After speaking with the town, he said he realized that his sign technically violated zoning bylaws. But, according to the dad, his sign isn’t the only one in violation. He wrote the following:
I can’t help but notice the other signs that are also clearly out of compliance: signs touting an open house at one of the expensive private schools in our town or the latest incentives to go solar. I wonder if those signs are prompting you to call your attorney and file another anonymous complaint.
The dad went on to say that in a few years his son, who has a “full head of kinky hair’’ and likes to wear baggy basketball clothes and hooded sweatshirts, will “look a lot like Trayvon Martin’’ when he walks down the street. And his daughter “might grow into the 14-year-old black girl that an overzealous police officer threw to the ground before drawing his gun last June in McKinney, Texas.’’

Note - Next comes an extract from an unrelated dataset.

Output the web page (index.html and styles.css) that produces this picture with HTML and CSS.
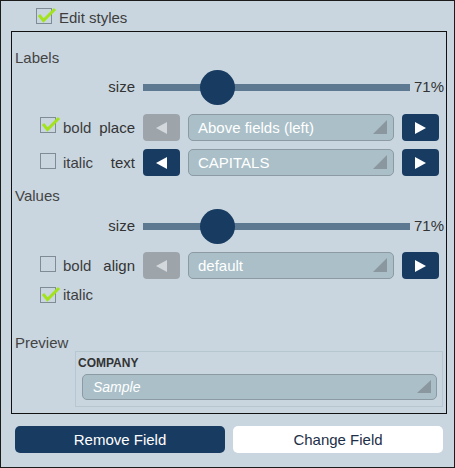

The dad said he has no plans to take the sign down, though he will make sure he follows the zoning laws.
Wrote the dad:
[W]e wanted to prove to our children — and by extension our neighbors, including you — that equality is something that matters to us. It’s not enough to just expect equality, and sometimes it’s not even enough just to work for it. We need to demand it.
The dad writes, in the letter, that he lives up the street from Thoreau Elementary. He ended the letter by telling the neighbor he’s available to talk anytime.